Differential equation

A differential equation is an equation relating a function to its derivatives. It tells you how a quantity changes — the rate of change — rather than directly what the quantity is. Solving a differential equation means finding a function (or family of functions) whose derivatives satisfy the relationship.

The simplest example: $\frac{dy}{dx}=3x^2$. This tells you that the slope of $y$ at any point $x$ is $3x^2$. Integrating gives $y=x^3+C$ — a family of curves, one for each value of $C$. Each curve has the right slope at every point, but they’re shifted vertically by the constant.
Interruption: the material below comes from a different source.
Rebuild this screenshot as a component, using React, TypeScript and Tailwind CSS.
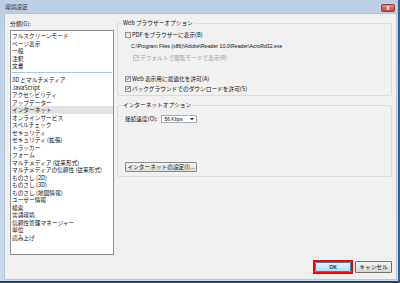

To pin down a single specific curve, you need extra information — typically an initial condition like $y(0)=5$, which selects $C=5$ and gives $y=x^3+5$. That’s an Initial value problem.

Why differential equations matter

Most physical laws are stated as differential equations. Newton’s second law, $F=ma$, is really

$F=m\frac{d^{2}x}{d{t}^2}$

— a second-order DE relating position $x$ to the force acting on the mass. Maxwell’s equations are partial differential equations describing electromagnetic fields. Heat flow, fluid dynamics, population growth, RLC circuits, beam deflection, chemical kinetics — all DE-driven.

The reason is that rates are easier to specify than absolute values. We rarely know “the position of every particle for all time”; we know “the force at any position,” from which we derive the position via the DE.

Two kinds

• Ordinary differential equations (ODEs) involve derivatives with respect to a single independent variable. Example: $\frac{dy}{dx}+2y=e^x$.
• Partial differential equations (PDEs) involve partial derivatives with respect to multiple variables. Example: $\frac{\partial u}{\partial t}=\alpha \frac{{\partial }^{2}u}{\partial x^2}$ (heat equation).

This vault focuses on ODEs.

Solutions

A function $\varphi (x)$ is a solution of a DE on an interval if its derivatives satisfy the equation everywhere on that interval. Different forms of solution:

• General solution: contains arbitrary constants — represents a family.
• Particular solution: a specific member of the family with constants pinned down by side conditions.
• Explicit solution: $y$ written as a function of $x$.
• Implicit solution: relates $x$ and $y$ but doesn’t isolate $y$.

For systematic methods to solve common types of DEs, see Separable equation, Integrating factor, Exact equation, Method of undetermined coefficients, Method of variation of parameters, Laplace transform.

Mathematical modeling with DEs

To build a mathematical model of a physical phenomenon:

1. Choose dependent and independent variables, set a frame of reference.
2. Choose units.
3. Identify the underlying principle (Newton’s laws, conservation, rate of growth, etc.).
4. Express it in terms of your chosen variables.
5. Solve by integrating.
6. Apply side conditions to pin down constants.

Example: a falling object under gravity. Newton: $F=ma$, with $F=-mg$, gives $\frac{d^{2}h}{d{t}^2}=-g$. Integrate twice:

$v(t)=\frac{dh}{dt}=-gt+c_1,h(t)=-\frac{1}{2}g{t}^2+c_{1}t+c_2$

Initial conditions $h(0)=1$, $v(0)=0$ give $c_1=0$, $c_2=1$, so $h(t)=-\frac{1}{2}g{t}^2+1$.